From the entries below, extract every line that includes the word "styles".

■ ■ ■

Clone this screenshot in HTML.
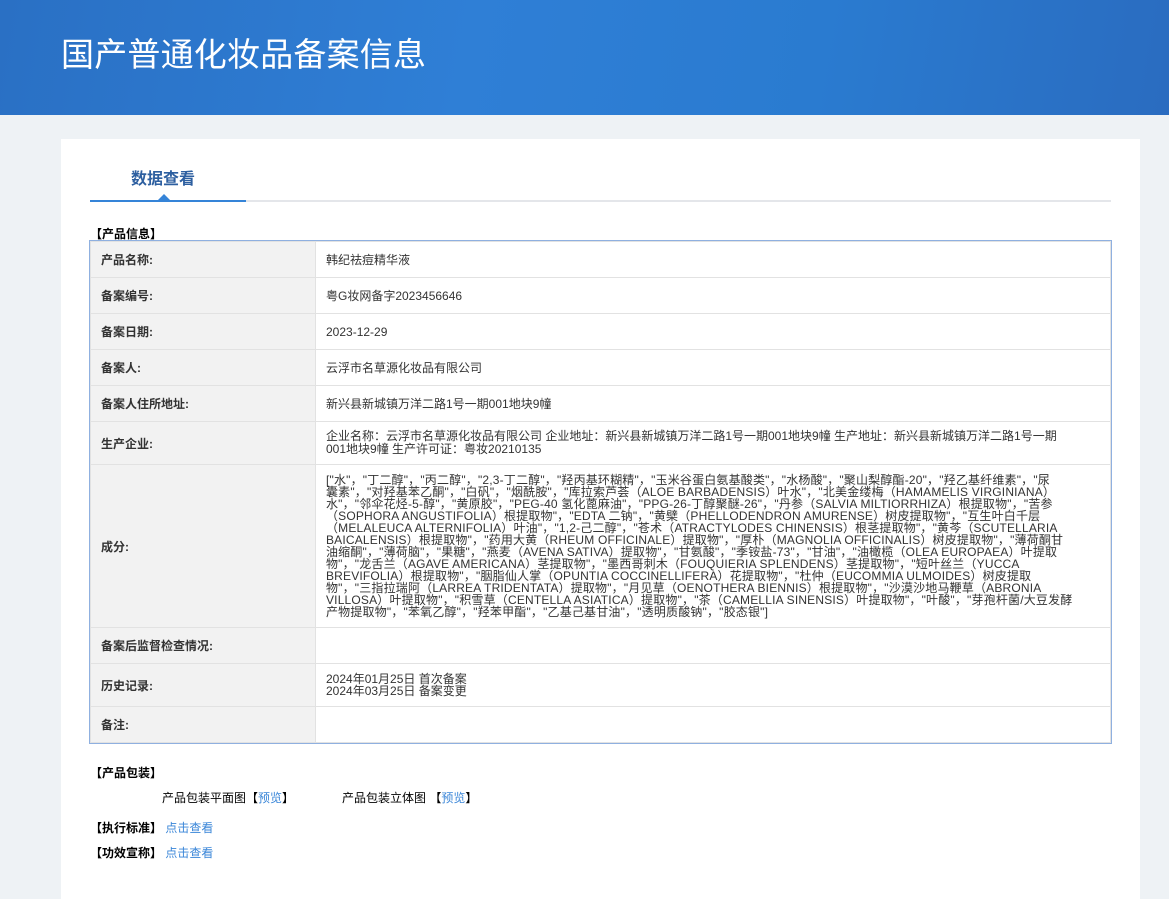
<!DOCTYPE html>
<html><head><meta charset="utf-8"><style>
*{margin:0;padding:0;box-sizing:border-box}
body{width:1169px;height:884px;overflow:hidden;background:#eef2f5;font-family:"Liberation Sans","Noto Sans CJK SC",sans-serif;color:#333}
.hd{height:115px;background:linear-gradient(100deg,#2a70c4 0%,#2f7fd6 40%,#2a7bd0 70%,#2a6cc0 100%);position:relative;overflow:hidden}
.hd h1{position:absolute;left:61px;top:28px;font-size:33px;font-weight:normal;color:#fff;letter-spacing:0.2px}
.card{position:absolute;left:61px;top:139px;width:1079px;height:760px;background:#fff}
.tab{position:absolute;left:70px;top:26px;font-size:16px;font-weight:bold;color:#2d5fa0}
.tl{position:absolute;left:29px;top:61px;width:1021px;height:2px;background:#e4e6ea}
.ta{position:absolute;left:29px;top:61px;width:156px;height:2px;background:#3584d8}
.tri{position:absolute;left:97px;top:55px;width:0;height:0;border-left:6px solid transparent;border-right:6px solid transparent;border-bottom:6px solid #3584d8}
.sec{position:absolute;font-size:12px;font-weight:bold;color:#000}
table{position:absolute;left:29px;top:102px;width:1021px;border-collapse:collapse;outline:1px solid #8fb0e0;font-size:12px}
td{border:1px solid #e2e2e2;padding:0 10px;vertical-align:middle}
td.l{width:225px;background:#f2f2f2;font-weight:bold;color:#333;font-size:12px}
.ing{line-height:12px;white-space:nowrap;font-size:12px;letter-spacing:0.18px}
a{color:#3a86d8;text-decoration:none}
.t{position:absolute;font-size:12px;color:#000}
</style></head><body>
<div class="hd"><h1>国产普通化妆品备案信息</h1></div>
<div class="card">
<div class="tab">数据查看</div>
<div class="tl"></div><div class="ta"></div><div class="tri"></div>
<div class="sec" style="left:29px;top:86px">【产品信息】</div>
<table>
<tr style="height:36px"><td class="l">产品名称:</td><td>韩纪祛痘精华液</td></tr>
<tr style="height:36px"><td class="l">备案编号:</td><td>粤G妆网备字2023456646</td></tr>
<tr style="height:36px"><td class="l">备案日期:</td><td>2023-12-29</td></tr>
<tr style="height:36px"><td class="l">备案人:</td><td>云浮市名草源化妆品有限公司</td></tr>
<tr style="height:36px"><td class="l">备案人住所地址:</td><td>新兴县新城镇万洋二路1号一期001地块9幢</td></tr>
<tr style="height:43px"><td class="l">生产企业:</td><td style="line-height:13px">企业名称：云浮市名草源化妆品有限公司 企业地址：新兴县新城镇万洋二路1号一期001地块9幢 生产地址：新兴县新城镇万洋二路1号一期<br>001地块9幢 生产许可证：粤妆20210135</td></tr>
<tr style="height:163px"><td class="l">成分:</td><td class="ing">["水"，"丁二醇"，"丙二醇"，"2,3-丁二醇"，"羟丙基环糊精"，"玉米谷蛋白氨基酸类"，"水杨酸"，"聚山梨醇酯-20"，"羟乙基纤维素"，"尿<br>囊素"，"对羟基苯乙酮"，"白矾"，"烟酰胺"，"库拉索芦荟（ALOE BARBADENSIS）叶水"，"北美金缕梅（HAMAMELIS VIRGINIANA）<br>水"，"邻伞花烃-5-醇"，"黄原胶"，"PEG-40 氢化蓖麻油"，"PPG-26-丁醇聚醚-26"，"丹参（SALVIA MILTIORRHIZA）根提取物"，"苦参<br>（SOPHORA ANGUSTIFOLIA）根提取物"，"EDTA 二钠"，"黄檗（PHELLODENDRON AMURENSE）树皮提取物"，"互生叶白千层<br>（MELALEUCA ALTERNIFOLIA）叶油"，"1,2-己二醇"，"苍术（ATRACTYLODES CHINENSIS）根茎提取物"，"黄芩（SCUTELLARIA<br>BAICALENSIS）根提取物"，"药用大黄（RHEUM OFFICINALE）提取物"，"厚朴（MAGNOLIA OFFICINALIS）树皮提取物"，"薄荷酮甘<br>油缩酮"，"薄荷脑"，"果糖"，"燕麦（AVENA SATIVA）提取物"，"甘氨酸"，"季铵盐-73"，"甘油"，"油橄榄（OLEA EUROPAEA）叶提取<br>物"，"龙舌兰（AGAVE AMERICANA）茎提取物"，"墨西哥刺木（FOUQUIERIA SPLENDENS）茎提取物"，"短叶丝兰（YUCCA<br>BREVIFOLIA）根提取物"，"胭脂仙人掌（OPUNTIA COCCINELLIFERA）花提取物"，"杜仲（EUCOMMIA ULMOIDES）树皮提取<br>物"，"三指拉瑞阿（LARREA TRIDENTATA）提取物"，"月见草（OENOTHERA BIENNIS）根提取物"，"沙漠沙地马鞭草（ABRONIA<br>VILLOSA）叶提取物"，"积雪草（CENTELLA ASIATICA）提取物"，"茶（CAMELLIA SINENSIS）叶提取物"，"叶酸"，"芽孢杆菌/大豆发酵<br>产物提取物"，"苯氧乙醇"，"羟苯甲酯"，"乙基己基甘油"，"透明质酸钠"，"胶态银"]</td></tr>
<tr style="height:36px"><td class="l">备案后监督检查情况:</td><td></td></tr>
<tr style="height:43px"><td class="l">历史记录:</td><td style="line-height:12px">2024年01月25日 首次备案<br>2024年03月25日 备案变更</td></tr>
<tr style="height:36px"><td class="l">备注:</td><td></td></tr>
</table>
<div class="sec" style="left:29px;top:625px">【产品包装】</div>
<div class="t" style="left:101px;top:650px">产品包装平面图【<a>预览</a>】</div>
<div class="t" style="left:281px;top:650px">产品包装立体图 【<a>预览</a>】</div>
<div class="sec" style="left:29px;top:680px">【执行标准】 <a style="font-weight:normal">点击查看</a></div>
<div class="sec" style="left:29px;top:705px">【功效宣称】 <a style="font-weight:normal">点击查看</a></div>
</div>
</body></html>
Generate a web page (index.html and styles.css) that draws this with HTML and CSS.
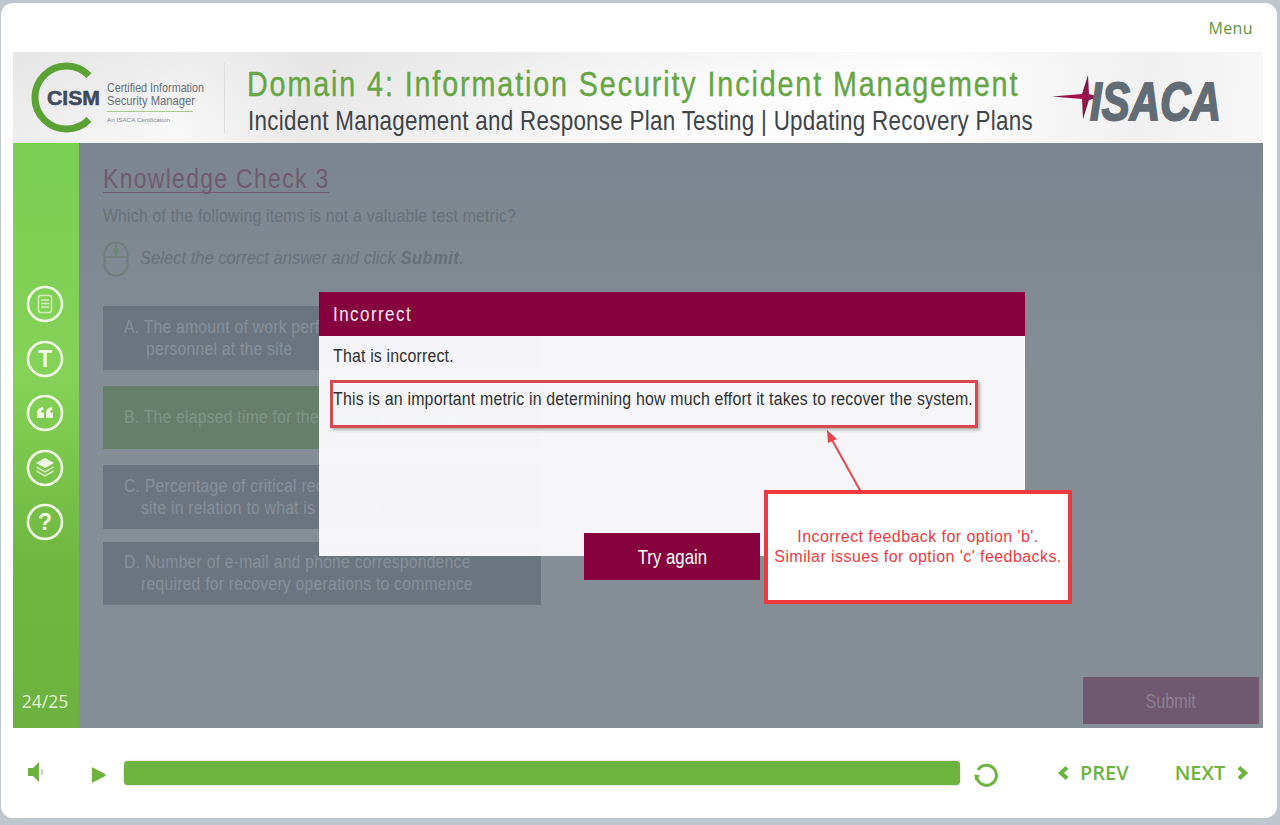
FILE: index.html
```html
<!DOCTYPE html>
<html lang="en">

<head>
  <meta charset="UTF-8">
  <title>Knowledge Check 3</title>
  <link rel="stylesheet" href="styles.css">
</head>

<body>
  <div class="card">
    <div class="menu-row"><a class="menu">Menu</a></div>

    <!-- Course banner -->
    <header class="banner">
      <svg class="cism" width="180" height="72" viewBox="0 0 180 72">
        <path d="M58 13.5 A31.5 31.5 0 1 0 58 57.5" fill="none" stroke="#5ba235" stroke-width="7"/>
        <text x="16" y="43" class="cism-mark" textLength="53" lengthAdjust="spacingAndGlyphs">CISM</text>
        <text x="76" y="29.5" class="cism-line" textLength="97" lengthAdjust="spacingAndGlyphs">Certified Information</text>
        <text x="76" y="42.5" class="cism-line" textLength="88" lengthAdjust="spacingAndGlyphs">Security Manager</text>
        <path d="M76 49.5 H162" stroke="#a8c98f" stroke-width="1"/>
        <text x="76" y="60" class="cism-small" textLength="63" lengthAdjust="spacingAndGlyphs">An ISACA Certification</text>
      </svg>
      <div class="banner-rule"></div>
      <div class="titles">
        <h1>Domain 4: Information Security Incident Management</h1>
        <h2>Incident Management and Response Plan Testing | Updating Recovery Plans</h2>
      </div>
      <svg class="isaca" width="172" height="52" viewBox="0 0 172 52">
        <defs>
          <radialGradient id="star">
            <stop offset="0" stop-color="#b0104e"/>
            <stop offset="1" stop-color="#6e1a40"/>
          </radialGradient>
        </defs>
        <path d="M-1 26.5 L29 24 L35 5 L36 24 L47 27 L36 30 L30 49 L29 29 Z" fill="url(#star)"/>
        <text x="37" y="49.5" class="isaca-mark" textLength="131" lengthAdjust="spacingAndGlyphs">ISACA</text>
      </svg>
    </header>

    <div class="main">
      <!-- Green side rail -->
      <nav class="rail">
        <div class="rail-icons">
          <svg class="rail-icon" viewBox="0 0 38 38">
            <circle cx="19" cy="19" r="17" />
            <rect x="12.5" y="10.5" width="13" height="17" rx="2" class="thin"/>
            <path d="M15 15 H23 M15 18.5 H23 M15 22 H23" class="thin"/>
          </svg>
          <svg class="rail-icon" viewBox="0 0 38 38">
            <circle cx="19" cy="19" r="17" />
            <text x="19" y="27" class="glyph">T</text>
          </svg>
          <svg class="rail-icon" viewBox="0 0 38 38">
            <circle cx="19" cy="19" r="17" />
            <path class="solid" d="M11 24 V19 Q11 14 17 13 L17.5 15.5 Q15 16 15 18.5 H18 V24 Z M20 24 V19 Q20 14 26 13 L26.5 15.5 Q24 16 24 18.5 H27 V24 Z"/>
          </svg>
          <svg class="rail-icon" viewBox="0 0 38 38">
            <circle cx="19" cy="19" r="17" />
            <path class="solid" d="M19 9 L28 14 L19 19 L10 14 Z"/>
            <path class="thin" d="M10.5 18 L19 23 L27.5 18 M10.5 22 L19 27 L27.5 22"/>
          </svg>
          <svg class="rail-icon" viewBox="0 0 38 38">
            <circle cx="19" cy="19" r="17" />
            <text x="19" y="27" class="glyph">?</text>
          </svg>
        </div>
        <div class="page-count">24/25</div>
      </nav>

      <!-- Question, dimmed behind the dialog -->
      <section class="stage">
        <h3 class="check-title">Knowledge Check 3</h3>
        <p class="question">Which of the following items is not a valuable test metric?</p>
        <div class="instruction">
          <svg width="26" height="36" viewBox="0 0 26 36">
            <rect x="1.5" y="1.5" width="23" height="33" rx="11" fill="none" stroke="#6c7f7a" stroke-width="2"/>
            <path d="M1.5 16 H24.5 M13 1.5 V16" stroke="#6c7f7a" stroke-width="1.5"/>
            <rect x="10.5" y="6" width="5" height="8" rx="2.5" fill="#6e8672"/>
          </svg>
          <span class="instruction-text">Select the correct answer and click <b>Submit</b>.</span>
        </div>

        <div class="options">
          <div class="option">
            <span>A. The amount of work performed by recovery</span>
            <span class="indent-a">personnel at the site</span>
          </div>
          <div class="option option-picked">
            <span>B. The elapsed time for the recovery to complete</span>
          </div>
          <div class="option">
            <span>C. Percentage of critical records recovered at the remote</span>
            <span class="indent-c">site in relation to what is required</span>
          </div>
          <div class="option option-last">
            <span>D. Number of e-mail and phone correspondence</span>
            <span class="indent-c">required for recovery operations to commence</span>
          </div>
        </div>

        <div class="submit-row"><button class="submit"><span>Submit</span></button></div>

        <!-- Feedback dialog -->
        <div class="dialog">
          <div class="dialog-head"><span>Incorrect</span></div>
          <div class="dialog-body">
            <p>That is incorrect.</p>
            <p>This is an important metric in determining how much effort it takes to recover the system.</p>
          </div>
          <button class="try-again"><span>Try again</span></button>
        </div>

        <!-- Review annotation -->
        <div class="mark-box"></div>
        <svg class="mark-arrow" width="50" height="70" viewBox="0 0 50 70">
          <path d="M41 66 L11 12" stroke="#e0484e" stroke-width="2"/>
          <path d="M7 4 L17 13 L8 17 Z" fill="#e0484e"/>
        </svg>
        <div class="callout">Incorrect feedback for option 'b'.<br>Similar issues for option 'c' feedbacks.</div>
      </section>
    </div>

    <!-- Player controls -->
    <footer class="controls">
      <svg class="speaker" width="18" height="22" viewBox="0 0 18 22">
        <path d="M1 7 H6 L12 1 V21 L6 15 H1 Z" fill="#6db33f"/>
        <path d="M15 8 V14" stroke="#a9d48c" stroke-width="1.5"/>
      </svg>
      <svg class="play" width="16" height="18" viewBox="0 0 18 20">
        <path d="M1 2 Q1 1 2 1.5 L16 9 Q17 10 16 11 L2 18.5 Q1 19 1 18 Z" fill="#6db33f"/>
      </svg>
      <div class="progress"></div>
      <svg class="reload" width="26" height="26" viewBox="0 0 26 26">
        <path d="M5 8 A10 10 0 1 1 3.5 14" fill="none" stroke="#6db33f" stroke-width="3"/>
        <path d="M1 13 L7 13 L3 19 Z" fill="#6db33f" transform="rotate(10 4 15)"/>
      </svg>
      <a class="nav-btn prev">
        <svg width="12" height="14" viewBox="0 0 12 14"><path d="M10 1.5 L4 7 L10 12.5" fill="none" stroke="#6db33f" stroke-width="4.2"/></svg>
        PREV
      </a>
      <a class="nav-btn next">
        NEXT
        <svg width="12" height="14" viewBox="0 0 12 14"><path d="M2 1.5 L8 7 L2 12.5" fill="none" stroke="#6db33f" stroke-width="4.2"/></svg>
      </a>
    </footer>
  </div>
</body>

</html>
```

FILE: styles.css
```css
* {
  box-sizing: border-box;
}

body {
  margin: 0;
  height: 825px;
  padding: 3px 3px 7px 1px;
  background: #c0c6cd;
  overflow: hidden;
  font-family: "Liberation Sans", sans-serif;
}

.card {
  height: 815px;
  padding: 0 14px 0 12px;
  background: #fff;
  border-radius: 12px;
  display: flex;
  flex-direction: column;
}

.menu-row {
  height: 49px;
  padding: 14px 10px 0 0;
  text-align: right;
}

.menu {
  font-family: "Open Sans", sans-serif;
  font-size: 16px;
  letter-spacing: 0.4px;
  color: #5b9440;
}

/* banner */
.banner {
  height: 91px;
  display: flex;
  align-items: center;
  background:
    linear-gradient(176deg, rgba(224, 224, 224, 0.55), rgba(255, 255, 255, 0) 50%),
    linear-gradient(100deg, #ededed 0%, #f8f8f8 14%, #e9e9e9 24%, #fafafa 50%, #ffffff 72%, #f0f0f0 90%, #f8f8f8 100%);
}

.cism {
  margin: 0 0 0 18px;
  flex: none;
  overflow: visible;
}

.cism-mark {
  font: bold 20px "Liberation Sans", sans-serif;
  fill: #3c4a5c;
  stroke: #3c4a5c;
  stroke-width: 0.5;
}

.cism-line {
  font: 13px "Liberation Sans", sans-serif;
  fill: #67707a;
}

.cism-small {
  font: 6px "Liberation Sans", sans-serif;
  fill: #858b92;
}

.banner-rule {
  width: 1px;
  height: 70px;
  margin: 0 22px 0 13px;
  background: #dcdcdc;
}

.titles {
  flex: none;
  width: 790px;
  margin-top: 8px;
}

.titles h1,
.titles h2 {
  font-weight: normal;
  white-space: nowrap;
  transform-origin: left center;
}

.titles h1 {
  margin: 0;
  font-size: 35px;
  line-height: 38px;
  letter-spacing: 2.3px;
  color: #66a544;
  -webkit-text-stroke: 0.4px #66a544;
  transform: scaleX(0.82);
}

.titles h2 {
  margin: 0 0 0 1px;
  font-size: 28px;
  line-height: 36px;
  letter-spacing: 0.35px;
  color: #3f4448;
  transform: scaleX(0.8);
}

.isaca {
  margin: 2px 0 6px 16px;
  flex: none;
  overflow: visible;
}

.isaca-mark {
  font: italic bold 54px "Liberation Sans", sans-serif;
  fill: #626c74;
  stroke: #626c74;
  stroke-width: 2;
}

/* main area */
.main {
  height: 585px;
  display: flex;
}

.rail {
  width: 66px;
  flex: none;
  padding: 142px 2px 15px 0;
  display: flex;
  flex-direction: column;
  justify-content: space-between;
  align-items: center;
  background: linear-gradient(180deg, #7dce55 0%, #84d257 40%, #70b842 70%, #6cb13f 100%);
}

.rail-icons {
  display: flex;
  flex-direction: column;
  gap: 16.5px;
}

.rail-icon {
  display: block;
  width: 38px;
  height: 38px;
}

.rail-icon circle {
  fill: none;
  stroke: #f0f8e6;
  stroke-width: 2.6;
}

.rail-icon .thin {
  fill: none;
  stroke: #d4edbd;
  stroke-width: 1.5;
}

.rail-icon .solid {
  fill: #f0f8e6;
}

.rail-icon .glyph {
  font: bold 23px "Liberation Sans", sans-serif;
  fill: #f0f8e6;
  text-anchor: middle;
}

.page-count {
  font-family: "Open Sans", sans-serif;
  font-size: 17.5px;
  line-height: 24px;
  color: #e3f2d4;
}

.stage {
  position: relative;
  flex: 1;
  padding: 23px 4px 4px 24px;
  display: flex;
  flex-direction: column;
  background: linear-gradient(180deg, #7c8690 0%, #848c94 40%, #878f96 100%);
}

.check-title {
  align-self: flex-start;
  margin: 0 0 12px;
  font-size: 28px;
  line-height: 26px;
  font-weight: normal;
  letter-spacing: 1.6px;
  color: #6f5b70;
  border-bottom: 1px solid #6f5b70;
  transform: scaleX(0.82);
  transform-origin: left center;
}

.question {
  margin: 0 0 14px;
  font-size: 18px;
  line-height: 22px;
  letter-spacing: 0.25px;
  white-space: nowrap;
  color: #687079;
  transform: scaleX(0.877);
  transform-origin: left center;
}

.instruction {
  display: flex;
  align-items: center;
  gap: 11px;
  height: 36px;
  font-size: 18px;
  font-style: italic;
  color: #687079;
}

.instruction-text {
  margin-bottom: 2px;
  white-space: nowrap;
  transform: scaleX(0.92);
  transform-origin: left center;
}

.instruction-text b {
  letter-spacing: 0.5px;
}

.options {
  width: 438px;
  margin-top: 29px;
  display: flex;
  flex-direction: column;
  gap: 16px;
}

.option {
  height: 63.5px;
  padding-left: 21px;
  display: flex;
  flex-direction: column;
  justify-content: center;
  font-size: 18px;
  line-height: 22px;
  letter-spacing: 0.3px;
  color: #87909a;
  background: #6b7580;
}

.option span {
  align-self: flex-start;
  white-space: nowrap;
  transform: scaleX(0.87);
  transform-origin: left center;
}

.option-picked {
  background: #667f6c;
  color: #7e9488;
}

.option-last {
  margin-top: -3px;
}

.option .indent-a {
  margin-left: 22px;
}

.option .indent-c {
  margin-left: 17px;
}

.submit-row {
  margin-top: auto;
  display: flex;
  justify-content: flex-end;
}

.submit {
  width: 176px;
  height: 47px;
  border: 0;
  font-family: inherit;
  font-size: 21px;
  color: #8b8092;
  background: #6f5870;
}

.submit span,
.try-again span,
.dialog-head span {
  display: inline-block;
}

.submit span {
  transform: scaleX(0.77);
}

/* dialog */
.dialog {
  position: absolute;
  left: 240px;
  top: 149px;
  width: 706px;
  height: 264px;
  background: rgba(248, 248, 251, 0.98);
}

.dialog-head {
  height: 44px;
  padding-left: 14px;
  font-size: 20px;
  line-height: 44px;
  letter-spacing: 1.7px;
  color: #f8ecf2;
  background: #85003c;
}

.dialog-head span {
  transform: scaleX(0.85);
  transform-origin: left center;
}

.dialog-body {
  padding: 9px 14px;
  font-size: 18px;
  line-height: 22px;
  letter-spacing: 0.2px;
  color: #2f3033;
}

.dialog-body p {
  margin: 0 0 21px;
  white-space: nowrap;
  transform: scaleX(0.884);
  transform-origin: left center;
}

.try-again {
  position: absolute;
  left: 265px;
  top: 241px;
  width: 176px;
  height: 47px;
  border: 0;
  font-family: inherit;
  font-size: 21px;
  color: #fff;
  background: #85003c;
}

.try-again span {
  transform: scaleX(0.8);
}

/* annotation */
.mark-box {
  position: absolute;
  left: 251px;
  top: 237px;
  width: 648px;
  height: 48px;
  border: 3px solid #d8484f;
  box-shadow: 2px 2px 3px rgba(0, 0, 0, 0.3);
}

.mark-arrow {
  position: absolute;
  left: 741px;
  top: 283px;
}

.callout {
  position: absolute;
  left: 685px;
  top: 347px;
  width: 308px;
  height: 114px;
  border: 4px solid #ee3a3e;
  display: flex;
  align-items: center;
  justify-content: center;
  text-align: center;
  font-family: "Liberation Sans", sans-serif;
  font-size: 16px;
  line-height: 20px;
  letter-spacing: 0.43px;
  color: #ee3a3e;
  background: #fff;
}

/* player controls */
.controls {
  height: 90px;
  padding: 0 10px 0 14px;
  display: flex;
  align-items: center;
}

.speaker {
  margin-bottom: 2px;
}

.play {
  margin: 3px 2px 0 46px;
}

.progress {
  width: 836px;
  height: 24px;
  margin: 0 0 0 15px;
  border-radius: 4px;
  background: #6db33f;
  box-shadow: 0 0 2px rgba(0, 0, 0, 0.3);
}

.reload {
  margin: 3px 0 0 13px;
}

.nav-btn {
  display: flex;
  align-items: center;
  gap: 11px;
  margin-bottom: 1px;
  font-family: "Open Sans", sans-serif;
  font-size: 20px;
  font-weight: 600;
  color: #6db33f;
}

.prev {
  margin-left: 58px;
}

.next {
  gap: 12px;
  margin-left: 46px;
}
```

■ ■ ■

**Final result:**
Generate a web page (index.html and styles.css) that draws this with HTML and CSS.
  <link rel="stylesheet" href="styles.css">
FILE: styles.css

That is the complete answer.